Type out the material below exactly.

#### Stored data
--- START ---
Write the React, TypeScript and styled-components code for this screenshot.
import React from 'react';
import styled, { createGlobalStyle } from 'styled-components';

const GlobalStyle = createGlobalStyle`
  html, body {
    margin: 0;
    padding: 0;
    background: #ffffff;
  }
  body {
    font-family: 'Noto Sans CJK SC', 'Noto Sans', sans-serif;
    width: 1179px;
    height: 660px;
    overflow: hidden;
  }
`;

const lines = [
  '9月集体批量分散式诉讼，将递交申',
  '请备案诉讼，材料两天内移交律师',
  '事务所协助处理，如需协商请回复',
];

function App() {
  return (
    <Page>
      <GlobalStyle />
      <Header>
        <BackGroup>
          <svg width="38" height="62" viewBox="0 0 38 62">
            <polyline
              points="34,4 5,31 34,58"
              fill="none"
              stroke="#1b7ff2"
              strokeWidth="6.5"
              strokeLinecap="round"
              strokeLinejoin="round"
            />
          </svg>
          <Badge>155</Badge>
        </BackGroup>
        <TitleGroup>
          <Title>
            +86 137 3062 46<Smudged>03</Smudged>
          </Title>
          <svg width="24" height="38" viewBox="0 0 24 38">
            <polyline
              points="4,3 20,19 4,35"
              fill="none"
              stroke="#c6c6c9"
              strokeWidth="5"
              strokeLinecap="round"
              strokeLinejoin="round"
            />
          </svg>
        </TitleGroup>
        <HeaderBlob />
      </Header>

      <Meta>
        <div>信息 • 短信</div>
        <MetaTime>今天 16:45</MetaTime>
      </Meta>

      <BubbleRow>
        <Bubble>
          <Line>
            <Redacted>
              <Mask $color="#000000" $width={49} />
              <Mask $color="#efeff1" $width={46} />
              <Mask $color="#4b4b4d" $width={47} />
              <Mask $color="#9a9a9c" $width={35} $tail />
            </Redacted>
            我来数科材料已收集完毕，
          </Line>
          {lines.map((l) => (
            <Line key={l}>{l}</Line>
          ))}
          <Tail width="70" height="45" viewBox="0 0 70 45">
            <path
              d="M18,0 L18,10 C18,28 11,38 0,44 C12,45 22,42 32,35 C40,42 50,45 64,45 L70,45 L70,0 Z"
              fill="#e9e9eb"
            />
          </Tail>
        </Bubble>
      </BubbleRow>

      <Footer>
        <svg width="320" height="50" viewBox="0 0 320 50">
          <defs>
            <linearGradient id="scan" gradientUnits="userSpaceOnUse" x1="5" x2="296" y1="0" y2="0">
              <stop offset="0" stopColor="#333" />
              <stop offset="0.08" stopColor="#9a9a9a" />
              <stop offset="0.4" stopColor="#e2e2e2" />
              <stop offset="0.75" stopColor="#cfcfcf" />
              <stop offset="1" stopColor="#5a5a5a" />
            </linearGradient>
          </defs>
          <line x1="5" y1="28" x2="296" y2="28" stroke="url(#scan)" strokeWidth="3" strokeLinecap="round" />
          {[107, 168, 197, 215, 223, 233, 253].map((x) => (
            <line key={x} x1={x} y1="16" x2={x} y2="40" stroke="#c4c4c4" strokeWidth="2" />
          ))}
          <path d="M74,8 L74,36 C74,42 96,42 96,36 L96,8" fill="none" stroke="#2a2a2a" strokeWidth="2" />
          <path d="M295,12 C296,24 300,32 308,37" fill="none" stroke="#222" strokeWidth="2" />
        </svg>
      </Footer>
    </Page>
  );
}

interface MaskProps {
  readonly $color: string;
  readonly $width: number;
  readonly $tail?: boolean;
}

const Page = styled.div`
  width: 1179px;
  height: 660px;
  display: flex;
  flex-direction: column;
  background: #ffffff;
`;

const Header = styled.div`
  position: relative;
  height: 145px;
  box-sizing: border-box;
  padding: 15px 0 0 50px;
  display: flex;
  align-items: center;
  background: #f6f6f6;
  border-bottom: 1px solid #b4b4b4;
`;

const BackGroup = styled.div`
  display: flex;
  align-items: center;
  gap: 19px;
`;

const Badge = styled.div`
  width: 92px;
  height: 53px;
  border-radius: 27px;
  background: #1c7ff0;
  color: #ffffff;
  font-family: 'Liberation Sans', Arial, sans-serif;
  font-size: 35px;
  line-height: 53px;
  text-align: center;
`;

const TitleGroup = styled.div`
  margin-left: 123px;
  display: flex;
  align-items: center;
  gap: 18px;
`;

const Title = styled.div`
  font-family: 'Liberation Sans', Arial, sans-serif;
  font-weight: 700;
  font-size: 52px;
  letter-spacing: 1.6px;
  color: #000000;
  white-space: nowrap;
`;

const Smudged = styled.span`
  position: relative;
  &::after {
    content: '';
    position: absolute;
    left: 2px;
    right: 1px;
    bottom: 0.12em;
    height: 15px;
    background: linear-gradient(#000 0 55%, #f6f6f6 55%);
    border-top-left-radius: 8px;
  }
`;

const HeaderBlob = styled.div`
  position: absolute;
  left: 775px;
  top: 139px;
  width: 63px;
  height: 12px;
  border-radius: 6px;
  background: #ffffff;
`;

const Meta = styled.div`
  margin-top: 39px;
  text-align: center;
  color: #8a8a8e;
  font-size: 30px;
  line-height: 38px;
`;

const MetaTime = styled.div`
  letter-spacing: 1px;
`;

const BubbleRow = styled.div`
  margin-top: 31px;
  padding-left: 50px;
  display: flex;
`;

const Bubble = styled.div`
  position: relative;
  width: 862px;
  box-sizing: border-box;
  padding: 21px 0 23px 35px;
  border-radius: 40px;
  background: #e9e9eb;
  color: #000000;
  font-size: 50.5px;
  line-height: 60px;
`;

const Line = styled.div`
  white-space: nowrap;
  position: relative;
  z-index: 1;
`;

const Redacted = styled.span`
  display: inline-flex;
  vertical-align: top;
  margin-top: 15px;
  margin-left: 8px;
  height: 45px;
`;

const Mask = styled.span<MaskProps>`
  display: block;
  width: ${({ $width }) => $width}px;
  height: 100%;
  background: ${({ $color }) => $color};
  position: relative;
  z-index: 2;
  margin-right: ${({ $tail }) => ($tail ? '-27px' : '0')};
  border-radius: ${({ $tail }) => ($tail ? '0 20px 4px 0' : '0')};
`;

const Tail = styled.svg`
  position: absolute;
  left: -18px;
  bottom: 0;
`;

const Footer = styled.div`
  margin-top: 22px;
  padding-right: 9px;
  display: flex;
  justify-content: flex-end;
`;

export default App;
--- END ---
#### Correct result
Write the React, TypeScript and styled-components code for this screenshot.
import React from 'react';
import styled, { createGlobalStyle } from 'styled-components';

const GlobalStyle = createGlobalStyle`
  html, body {
    margin: 0;
    padding: 0;
    background: #ffffff;
  }
  body {
    font-family: 'Noto Sans CJK SC', 'Noto Sans', sans-serif;
    width: 1179px;
    height: 660px;
    overflow: hidden;
  }
`;

const lines = [
  '9月集体批量分散式诉讼，将递交申',
  '请备案诉讼，材料两天内移交律师',
  '事务所协助处理，如需协商请回复',
];

function App() {
  return (
    <Page>
      <GlobalStyle />
      <Header>
        <BackGroup>
          <svg width="38" height="62" viewBox="0 0 38 62">
            <polyline
              points="34,4 5,31 34,58"
              fill="none"
              stroke="#1b7ff2"
              strokeWidth="6.5"
              strokeLinecap="round"
              strokeLinejoin="round"
            />
          </svg>
          <Badge>155</Badge>
        </BackGroup>
        <TitleGroup>
          <Title>
            +86 137 3062 46<Smudged>03</Smudged>
          </Title>
          <svg width="24" height="38" viewBox="0 0 24 38">
            <polyline
              points="4,3 20,19 4,35"
              fill="none"
              stroke="#c6c6c9"
              strokeWidth="5"
              strokeLinecap="round"
              strokeLinejoin="round"
            />
          </svg>
        </TitleGroup>
        <HeaderBlob />
      </Header>

      <Meta>
        <div>信息 • 短信</div>
        <MetaTime>今天 16:45</MetaTime>
      </Meta>

      <BubbleRow>
        <Bubble>
          <Line>
            <Redacted>
              <Mask $color="#000000" $width={49} />
              <Mask $color="#efeff1" $width={46} />
              <Mask $color="#4b4b4d" $width={47} />
              <Mask $color="#9a9a9c" $width={35} $tail />
            </Redacted>
            我来数科材料已收集完毕，
          </Line>
          {lines.map((l) => (
            <Line key={l}>{l}</Line>
          ))}
          <Tail width="70" height="45" viewBox="0 0 70 45">
            <path
              d="M18,0 L18,10 C18,28 11,38 0,44 C12,45 22,42 32,35 C40,42 50,45 64,45 L70,45 L70,0 Z"
              fill="#e9e9eb"
            />
          </Tail>
        </Bubble>
      </BubbleRow>

      <Footer>
        <svg width="320" height="50" viewBox="0 0 320 50">
          <defs>
            <linearGradient id="scan" gradientUnits="userSpaceOnUse" x1="5" x2="296" y1="0" y2="0">
              <stop offset="0" stopColor="#333" />
              <stop offset="0.08" stopColor="#9a9a9a" />
              <stop offset="0.4" stopColor="#e2e2e2" />
              <stop offset="0.75" stopColor="#cfcfcf" />
              <stop offset="1" stopColor="#5a5a5a" />
            </linearGradient>
          </defs>
          <line x1="5" y1="28" x2="296" y2="28" stroke="url(#scan)" strokeWidth="3" strokeLinecap="round" />
          {[107, 168, 197, 215, 223, 233, 253].map((x) => (
            <line key={x} x1={x} y1="16" x2={x} y2="40" stroke="#c4c4c4" strokeWidth="2" />
          ))}
          <path d="M74,8 L74,36 C74,42 96,42 96,36 L96,8" fill="none" stroke="#2a2a2a" strokeWidth="2" />
          <path d="M295,12 C296,24 300,32 308,37" fill="none" stroke="#222" strokeWidth="2" />
        </svg>
      </Footer>
    </Page>
  );
}

interface MaskProps {
  readonly $color: string;
  readonly $width: number;
  readonly $tail?: boolean;
}

const Page = styled.div`
  width: 1179px;
  height: 660px;
  display: flex;
  flex-direction: column;
  background: #ffffff;
`;

const Header = styled.div`
  position: relative;
  height: 145px;
  box-sizing: border-box;
  padding: 15px 0 0 50px;
  display: flex;
  align-items: center;
  background: #f6f6f6;
  border-bottom: 1px solid #b4b4b4;
`;

const BackGroup = styled.div`
  display: flex;
  align-items: center;
  gap: 19px;
`;

const Badge = styled.div`
  width: 92px;
  height: 53px;
  border-radius: 27px;
  background: #1c7ff0;
  color: #ffffff;
  font-family: 'Liberation Sans', Arial, sans-serif;
  font-size: 35px;
  line-height: 53px;
  text-align: center;
`;

const TitleGroup = styled.div`
  margin-left: 123px;
  display: flex;
  align-items: center;
  gap: 18px;
`;

const Title = styled.div`
  font-family: 'Liberation Sans', Arial, sans-serif;
  font-weight: 700;
  font-size: 52px;
  letter-spacing: 1.6px;
  color: #000000;
  white-space: nowrap;
`;

const Smudged = styled.span`
  position: relative;
  &::after {
    content: '';
    position: absolute;
    left: 2px;
    right: 1px;
    bottom: 0.12em;
    height: 15px;
    background: linear-gradient(#000 0 55%, #f6f6f6 55%);
    border-top-left-radius: 8px;
  }
`;

const HeaderBlob = styled.div`
  position: absolute;
  left: 775px;
  top: 139px;
  width: 63px;
  height: 12px;
  border-radius: 6px;
  background: #ffffff;
`;

const Meta = styled.div`
  margin-top: 39px;
  text-align: center;
  color: #8a8a8e;
  font-size: 30px;
  line-height: 38px;
`;

const MetaTime = styled.div`
  letter-spacing: 1px;
`;

const BubbleRow = styled.div`
  margin-top: 31px;
  padding-left: 50px;
  display: flex;
`;

const Bubble = styled.div`
  position: relative;
  width: 862px;
  box-sizing: border-box;
  padding: 21px 0 23px 35px;
  border-radius: 40px;
  background: #e9e9eb;
  color: #000000;
  font-size: 50.5px;
  line-height: 60px;
`;

const Line = styled.div`
  white-space: nowrap;
  position: relative;
  z-index: 1;
`;

const Redacted = styled.span`
  display: inline-flex;
  vertical-align: top;
  margin-top: 15px;
  margin-left: 8px;
  height: 45px;
`;

const Mask = styled.span<MaskProps>`
  display: block;
  width: ${({ $width }) => $width}px;
  height: 100%;
  background: ${({ $color }) => $color};
  position: relative;
  z-index: 2;
  margin-right: ${({ $tail }) => ($tail ? '-27px' : '0')};
  border-radius: ${({ $tail }) => ($tail ? '0 20px 4px 0' : '0')};
`;

const Tail = styled.svg`
  position: absolute;
  left: -18px;
  bottom: 0;
`;

const Footer = styled.div`
  margin-top: 22px;
  padding-right: 9px;
  display: flex;
  justify-content: flex-end;
`;

export default App;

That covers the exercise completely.